The darkest part of the shadow is called the umbra and the "soft" portion corresponds with the penumbra.
 
Isnt raytracing only enabled in the gallery/photo mode? Performance probably doesn’t matter that much.

Unless that benchmark run is going into gallery mode, RT performance isn't influencing anything at all.

Furthermore, those AMD GPU results don't make a lot of sense, especially the Navi 10 ones.

I could try these out on my PC when I get home (Microsoft is offering those 3 months for 1€ again, so why not?) to see if I also get those numbers, but then again this has little to do with RT performance.
 
Doesn't it use ray tracing to effect the audio?
Forza Horizon 5 uses ray tracing – but not how you think | TechRadar
It turns out that Forza Horizon 5 will use ray tracing to affect the game’s audio, which is used throughout the world.
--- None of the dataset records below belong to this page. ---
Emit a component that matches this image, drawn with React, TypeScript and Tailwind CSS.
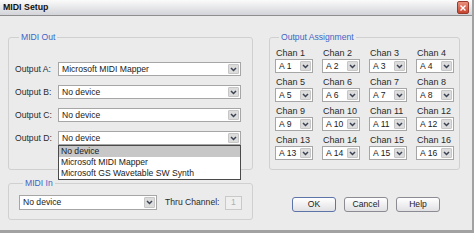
import clsx from "clsx";

// MIDI Setup dialog — XP-ish window with MIDI Out / MIDI In groups,
// the 16-channel output assignment grid and OK / Cancel / Help.

const outputs = [
  { label: "Output A:", value: "Microsoft MIDI Mapper" },
  { label: "Output B:", value: "No device" },
  { label: "Output C:", value: "No device" },
  { label: "Output D:", value: "No device" },
];

const devices = ["No device", "Microsoft MIDI Mapper", "Microsoft GS Wavetable SW Synth"];

const channels = Array.from({ length: 16 }, (_, i) => i + 1);

function Chevron() {
  return (
    <svg width="7" height="5" viewBox="0 0 7 5">
      <path d="M1 1l2.5 2.5L6 1" stroke="#3b4253" strokeWidth="1.5" fill="none" />
    </svg>
  );
}

function Select({ value, className }: { value: string; className?: string }) {
  return (
    <div className={clsx("flex h-[14px] items-stretch border border-[#a6a6a6] bg-white", className)}>
      <span className="flex-1 truncate pl-[3px] leading-[12px] text-[#1a1a1a]">{value}</span>
      <span className="m-px flex w-[11px] items-center justify-center rounded-[1px] border border-[#c6c6c6] bg-[#dcdcdc]">
        <Chevron />
      </span>
    </div>
  );
}

function Button({ label, primary }: { label: string; primary?: boolean }) {
  return (
    <button
      className={clsx(
        "h-[15px] w-[44px] rounded-[3px] border bg-gradient-to-b from-[#ffffff] to-[#e1e1e4] leading-[13px] text-[#222]",
        primary ? "border-[#5d74a9]" : "border-[#8b8b94]"
      )}
    >
      {label}
    </button>
  );
}

export default function App() {
  return (
    <div className="h-[233px] w-[474px] bg-[#a2a2a2] font-['Liberation_Sans',Arial,sans-serif] text-[8.6px]">
      <div className="flex h-[230px] w-[472px] flex-col bg-[#ebebeb]">
        {/* title bar */}
        <div className="flex h-[16px] items-center justify-between border-b border-[#8e8e8e] bg-gradient-to-b from-[#fbfbfb] to-[#d3d4d9] pl-[3px] pr-[3px]">
          <span className="text-[8.8px] font-bold text-[#111]">MIDI Setup</span>
          <span className="flex h-[13px] w-[12px] items-center justify-center rounded-[2px] border border-[#9a3a2c] bg-gradient-to-b from-[#e9907c] to-[#c8432e]">
            <svg width="6" height="6" viewBox="0 0 6 6">
              <path d="M0.5 0.5l5 5M5.5 0.5l-5 5" stroke="#fff" strokeWidth="1.4" />
            </svg>
          </span>
        </div>

        <div className="flex gap-[16px] px-[8px]">
          {/* left column */}
          <div className="flex w-[245px] flex-col">
            <fieldset className="mt-[15px] rounded-[3px] border border-[#d0d0d0] pb-[24px] pl-[6px] pt-[19px]">
              <legend className="ml-[4px] px-[2px] leading-[12px] text-[#4064c6]">MIDI Out</legend>
              <div className="flex flex-col gap-[9px]">
                {outputs.map((o, i) => (
                  <div key={o.label} className="flex items-center">
                    <span className="w-[43px] text-[#2a2a2a]">{o.label}</span>
                    <div className="relative">
                      <Select value={o.value} className="w-[183px]" />
                      {i === 3 && (
                        <div className="absolute left-0 top-full z-10 w-[183px] border border-[#4a4a4a] bg-white">
                          {devices.map((d, j) => (
                            <div
                              key={d}
                              className={clsx(
                                "h-[11px] pl-[2px] leading-[11px] text-[#1a1a1a]",
                                j === 0 && "bg-[#c7c7c7]"
                              )}
                            >
                              {d}
                            </div>
                          ))}
                        </div>
                      )}
                    </div>
                  </div>
                ))}
              </div>
            </fieldset>

            <fieldset className="mt-[7px] rounded-[3px] border border-[#d0d0d0] pb-[9px] pl-[10px] pr-[10px] pt-[6px]">
              <legend className="ml-[4px] px-[2px] leading-[12px] text-[#4064c6]">MIDI In</legend>
              <div className="flex items-center">
                <Select value="No device" className="h-[15px] w-[138px]" />
                <span className="ml-[8px] text-[#2a2a2a]">Thru Channel:</span>
                <span className="ml-auto flex h-[14px] w-[17px] items-center justify-center border border-[#c9c9c9] bg-[#efefef] text-[#b0b0b0]">
                  1
                </span>
              </div>
            </fieldset>
          </div>

          {/* right column */}
          <div className="flex w-[191px] flex-col">
            <fieldset className="mt-[15px] rounded-[3px] border border-[#d0d0d0] pb-[9px] pl-[5px] pr-[5px] pt-[5px]">
              <legend className="ml-[4px] px-[2px] leading-[12px] text-[#4064c6]">Output Assignment</legend>
              <div className="grid grid-cols-4 gap-x-[9px] gap-y-[4px]">
                {channels.map((c) => (
                  <div key={c} className="flex flex-col gap-[1px]">
                    <span className="pl-px text-[9px] leading-[10px] text-[#2a2a2a]">Chan {c}</span>
                    <Select value={`A ${c}`} className="w-[38px]" />
                  </div>
                ))}
              </div>
            </fieldset>

            <div className="mt-[27px] flex gap-[8px] pl-[23px]">
              <Button label="OK" primary />
              <Button label="Cancel" />
              <Button label="Help" />
            </div>
          </div>
        </div>
      </div>
    </div>
  );
}
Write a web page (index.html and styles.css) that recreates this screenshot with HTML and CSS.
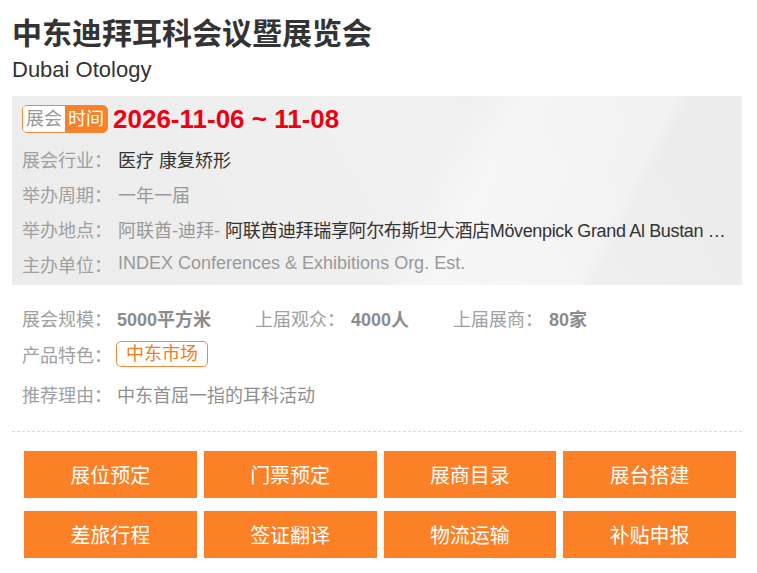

The game will send out ray-traced audio paths that can detect walls, buildings and ceilings as well. This means you’ll hear the roar of your car’s engine sounds bouncing off of all the buildings around you, and that will change depending on the environment.
...
“As soon as we turned it on, it grounded the world in reality,” Strachan said. “It made the world really feel alive. If you’re listening with spatial audio, something like Dolby Atmos with your headphones on, you’ll be able to hear your car bouncing off the roofs as well.”

“Every material in the game has been set up with a different absorption coefficient, which is kind of an acoustic term which essentially says if it’s concrete it will bounce off more than foliage, which actually absorbs the sound, so it’s really dynamic to the world around you.”


Ray-traced audio will also affect multiplayer modes by using occlusion, as the game can detect where every single car is in relation to your car. If a car’s behind a building, for example, you’ll know not to head directly there as their engine will sound muffled. This means you could choose to cut them off instead, as you’ll be more of their location.
 
It is a cross-generation game, so certain limitations around that. With that said, it's the best Forza Horizon title by far.